> [What you should do]:
Print, exactly and with both ends included, the lines below that run from the one containing "Reproduce this screenshot" to the one containing "fontFamily: 'Roboto, sans-serif'". Pictures are omitted.

> [Material for the task]:
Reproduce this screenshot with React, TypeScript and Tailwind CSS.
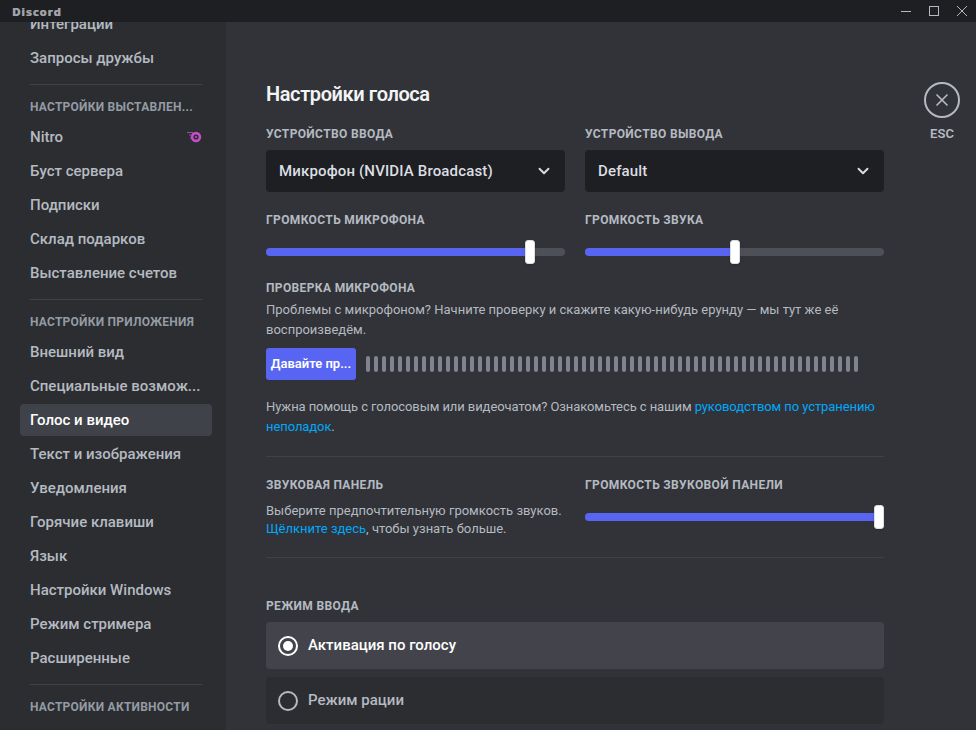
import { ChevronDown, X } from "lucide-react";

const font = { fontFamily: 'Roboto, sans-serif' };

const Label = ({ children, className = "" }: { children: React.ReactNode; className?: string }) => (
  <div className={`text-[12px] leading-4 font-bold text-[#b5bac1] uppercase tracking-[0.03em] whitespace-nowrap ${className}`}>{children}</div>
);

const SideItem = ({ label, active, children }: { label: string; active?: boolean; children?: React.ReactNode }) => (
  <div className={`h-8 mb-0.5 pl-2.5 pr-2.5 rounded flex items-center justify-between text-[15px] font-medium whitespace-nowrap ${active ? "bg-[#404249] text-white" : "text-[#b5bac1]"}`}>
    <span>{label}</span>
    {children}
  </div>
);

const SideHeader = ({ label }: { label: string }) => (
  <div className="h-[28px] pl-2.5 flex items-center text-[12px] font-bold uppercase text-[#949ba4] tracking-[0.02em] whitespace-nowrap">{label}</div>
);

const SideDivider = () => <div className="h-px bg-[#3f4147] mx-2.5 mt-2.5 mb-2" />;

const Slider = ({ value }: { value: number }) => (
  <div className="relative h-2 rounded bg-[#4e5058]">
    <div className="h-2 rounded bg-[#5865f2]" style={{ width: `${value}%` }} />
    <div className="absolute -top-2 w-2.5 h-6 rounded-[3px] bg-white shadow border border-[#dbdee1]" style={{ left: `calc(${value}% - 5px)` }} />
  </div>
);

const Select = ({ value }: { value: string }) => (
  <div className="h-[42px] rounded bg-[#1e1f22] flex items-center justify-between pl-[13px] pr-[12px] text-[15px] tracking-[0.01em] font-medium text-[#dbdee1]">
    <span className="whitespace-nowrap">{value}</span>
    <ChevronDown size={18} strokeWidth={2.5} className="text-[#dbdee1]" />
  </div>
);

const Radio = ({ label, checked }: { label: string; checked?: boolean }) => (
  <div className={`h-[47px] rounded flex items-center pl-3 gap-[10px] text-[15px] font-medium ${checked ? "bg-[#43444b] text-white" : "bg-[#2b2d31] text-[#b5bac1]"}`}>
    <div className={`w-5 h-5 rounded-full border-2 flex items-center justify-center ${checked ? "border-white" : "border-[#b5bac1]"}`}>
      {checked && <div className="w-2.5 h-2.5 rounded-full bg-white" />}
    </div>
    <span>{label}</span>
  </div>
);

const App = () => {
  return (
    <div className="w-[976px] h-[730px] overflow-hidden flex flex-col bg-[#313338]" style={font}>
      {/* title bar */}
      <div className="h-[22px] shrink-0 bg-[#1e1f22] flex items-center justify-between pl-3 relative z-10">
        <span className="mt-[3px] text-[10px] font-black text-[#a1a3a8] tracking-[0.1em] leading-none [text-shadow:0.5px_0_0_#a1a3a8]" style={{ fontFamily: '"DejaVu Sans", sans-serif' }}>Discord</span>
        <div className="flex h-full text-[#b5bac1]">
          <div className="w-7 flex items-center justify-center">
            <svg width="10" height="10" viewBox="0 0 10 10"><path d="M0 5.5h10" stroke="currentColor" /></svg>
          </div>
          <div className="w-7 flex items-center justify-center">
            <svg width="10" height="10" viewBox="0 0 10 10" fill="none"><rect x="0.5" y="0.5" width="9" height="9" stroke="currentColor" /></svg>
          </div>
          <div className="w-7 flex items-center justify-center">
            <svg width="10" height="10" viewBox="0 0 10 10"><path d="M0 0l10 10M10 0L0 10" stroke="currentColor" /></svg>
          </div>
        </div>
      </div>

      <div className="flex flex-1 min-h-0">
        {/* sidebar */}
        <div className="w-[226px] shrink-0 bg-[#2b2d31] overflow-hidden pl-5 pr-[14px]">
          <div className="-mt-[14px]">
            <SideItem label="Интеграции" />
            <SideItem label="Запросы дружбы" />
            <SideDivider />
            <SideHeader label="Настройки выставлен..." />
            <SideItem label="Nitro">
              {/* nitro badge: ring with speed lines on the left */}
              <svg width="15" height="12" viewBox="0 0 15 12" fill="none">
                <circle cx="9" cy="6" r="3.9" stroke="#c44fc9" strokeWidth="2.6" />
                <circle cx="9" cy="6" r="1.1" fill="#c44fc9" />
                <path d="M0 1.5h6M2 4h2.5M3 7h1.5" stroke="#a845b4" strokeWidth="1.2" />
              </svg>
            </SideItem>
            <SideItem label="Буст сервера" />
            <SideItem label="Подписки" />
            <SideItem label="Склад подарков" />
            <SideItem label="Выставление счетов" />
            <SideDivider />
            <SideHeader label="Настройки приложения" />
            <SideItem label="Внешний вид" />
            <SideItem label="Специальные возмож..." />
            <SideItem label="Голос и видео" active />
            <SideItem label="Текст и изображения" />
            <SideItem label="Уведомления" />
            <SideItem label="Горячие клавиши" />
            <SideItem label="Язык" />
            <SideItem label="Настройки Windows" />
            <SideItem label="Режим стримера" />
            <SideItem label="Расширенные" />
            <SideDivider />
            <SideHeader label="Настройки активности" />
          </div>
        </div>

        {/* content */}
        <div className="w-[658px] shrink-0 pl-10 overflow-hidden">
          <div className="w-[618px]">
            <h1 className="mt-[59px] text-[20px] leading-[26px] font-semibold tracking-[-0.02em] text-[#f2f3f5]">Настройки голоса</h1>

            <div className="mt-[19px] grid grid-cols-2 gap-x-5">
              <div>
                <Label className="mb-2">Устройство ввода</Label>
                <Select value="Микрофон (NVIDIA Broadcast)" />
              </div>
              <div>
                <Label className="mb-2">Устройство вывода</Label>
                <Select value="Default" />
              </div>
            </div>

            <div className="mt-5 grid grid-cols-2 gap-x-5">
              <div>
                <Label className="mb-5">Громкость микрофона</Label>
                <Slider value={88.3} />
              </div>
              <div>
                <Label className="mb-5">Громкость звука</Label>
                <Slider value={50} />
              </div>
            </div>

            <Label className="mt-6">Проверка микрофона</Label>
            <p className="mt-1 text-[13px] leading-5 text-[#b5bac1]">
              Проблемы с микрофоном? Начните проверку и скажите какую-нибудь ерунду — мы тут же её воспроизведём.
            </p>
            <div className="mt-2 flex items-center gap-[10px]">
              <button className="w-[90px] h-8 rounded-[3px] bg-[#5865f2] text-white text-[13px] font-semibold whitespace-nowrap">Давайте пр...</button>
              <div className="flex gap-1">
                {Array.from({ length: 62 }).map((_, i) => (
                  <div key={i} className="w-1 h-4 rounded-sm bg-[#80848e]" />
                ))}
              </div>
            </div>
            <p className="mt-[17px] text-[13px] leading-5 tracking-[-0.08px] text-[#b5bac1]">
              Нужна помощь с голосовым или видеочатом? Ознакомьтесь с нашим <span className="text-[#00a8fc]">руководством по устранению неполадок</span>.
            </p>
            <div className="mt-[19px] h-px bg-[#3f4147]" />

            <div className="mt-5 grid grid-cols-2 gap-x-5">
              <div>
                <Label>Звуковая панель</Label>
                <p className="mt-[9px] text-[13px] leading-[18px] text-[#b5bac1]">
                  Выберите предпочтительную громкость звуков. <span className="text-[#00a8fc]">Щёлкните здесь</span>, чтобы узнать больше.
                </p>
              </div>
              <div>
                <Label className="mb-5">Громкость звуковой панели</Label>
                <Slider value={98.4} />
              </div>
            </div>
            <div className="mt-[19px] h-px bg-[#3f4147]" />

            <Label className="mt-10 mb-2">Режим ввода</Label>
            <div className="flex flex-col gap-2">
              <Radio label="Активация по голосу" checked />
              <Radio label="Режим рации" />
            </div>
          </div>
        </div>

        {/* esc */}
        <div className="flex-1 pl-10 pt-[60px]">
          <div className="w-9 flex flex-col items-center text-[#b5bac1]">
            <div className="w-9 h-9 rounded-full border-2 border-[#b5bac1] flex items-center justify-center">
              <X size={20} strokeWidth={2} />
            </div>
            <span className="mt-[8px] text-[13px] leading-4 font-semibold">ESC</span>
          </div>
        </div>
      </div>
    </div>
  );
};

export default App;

...

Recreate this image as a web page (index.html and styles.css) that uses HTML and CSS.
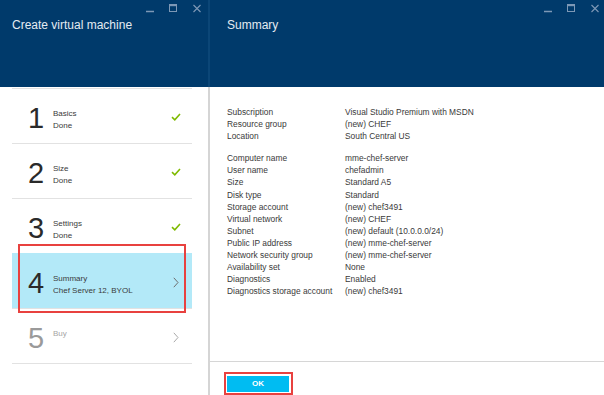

> [Answer for the task]:
Reproduce this screenshot with React, TypeScript and Tailwind CSS.
import { ChevronDown, X } from "lucide-react";

const font = { fontFamily: 'Roboto, sans-serif' };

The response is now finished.